The citywide initiative, which also includes four technical assistance providers, would incubate or expand 11 CLTs, reaching thousands of New Yorkers through community education and organizing, community planning sessions, and training of CLT community and board members. CLT organizers stressed how CLTs are a much-needed vehicle for combating speculation and for ensuring permanent affordability of housing in neighborhoods plagued by speculation, gentrification and displacement.

More than a dozen CLTs are in formation across the City, led by grassroots groups in partnership with experienced nonprofit developers and other stakeholders. Cooper Square CLT already manages deeply affordable housing, while others are in the process of acquiring property. City officials have also embraced CLTs, passing enabling legislation in 2017 and helping to create training and other infrastructure for local CLTs. At the rally, supporters described how City Council funding would build on the momentum CLTs have been gaining in NYC in recent years, providing game-changing support directly to community groups working to organize and launch CLTs in their neighborhoods.

Supporters of the CLT Initiative made the following statements:

“When the Cooper Square CLT launched in my district in 1991 we started something truly special. I want that in every single corner of New York City. I want us to be the model for the nation,” said Council Member Carlina Rivera (Manhattan, District 2). “This is the most effective affordable housing model that we have seen in decades. That’s why I have been contacting the Speaker’s team every single day about this.”

“CLTs are a proven model that works for communities. We have an opportunity to expand this model into communities like the Rockaways, where the City has left acres of land abandoned for years. We should not turn that land over to speculators and banks and private developers. It needs to go into the hands of nonprofits and community stakeholders, so that we can preserve affordability,” said Council Member Donovan J. Richards (Queens, District 31). “This is our highest priority today.
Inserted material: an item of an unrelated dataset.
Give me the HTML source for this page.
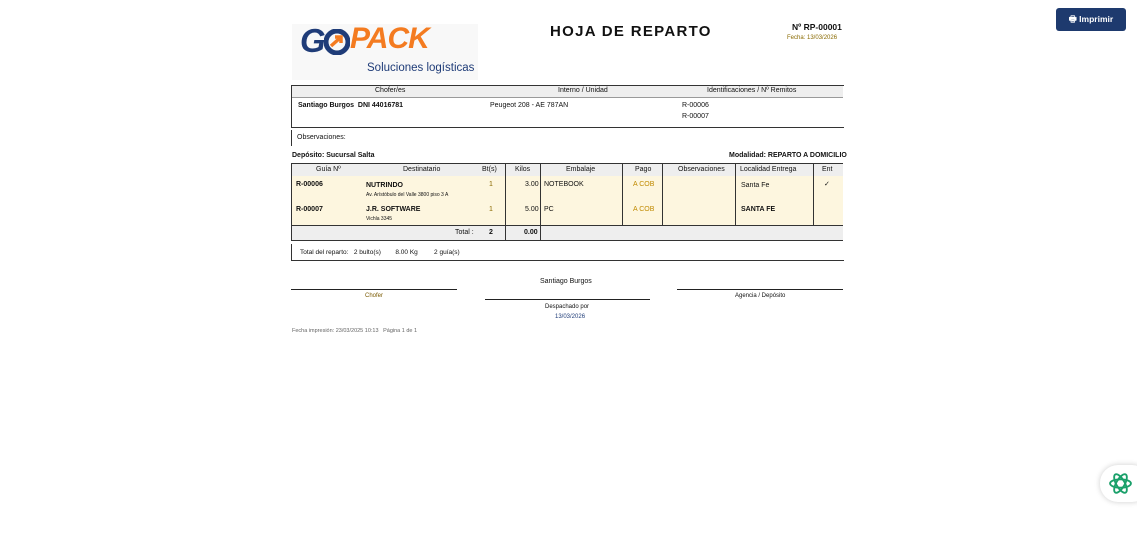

We have to ensure that what we are doing right now in this city is going to benefit the people who stayed in these communities when no one wanted to be there, when no one wanted to invest, when no one cared.”

“We want power to be in the hands of people who fought for decades to turn around these communities, and who should be able to stay there in perpetuity,” said Council Member Mark Levine (Manhattan, District 7). “When you put the power of ownership in the hands of residents, you guarantee continuity in communities, you stop displacement, you stop gentrification, and you build economic power in the hands of working class people.”

“The Community Land Trusts Initiative is incredibly important for our city and its residents,” said Council Member Helen Rosenthal (Manhattan, District 6). “CLTs are part of a growing landscape of institutions — including worker-owned businesses — that are working to advance democratic economic development that benefits all New Yorkers. I applaud the work done by groups in this initiative.

“As East Harlem and low-income neighborhoods across the city are targeted by developers, community members continue to live under threat of violent displacement,” said Athena Bernkopf, Project Coordinator of East Harlem El Barrio CLT. “We must develop tools and practices to meet the real housing, commercial, and cultural needs of our communities. Community land trusts present opportunities not only to stabilize land and ensure truly affordable housing, but also for communities to envision and shape development for themselves — building strong neighborhoods from the ground up.”

“Over the long-term, the initiative will support creation and preservation of thousands of units of permanently affordable housing for low-income New Yorkers,” said Julia Duranti-Martinez, CLT Coordinator at New Economy Project, which supports local CLTs through training and coalition-building. “Community land trusts are part of a broader movement for cooperative and community-led development, including worker and financial cooperatives, mutual housing, and community-owned renewable energy initiatives.”

“For the Cooper Square Mutual Housing Association and Cooper Square Community Land Trust housing to remain deeply affordable, it must continue to grow,” said Valerio Orselli, Project Director at Cooper Square Community Land Trust, which has preserved more than 400 units of deeply affordable housing, as well as commercial space, on Manhattan’s Lower East Side. “City Council discretionary funding will support our community organizing, education about the CLT model, and acquisition of additional properties in our catchment area, to preserve permanently affordable housing.”

“As a third-generation resident of Brownsville, I am working to organize residents to lead the Brownsville Community Land Trust, which will guarantee permanent affordability and allow multiple generations of families to stay in their homes,” said Taurean Lewis, Community Engagement Specialist at the Brownsville Partnership. “City Council funding will support our CLT as it gets off the ground and prepares to acquire its first property for permanently affordable housing.”

“Low-income communities like East New York, that are facing speculative development at the same time they are still recovering from the foreclosure crisis, are extremely vulnerable to displacement,” said Meredith McNair, Community Planner at Cypress Hills Local Development Corporation. “By providing funding for CLTs, the City Council would be investing in a proven strategy to preserve affordable housing and promote economic mobility for both renters and homeowners.”

“Community Land Trusts are a powerful model for long-term affordable housing and community decision-making,” said Elizabeth Clay Roy, Executive Director for Community Development Project, which provides no-cost legal services for community organizations and is working with several emerging land trusts. “CLTs can be the cornerstone of equitable neighborhoods that make New York City stronger.”

“CLTs hold the promise of permanent housing affordability, which supports thriving families and individuals who are invested in their communities,” said Kathleen Bielsa, Deputy Director of Northfield Local Development Corporation. “Affordable housing protected on CLT land will define our neighborhoods and provide solutions for generations to come, and we are here today to gain recognition and support for this compelling movement.”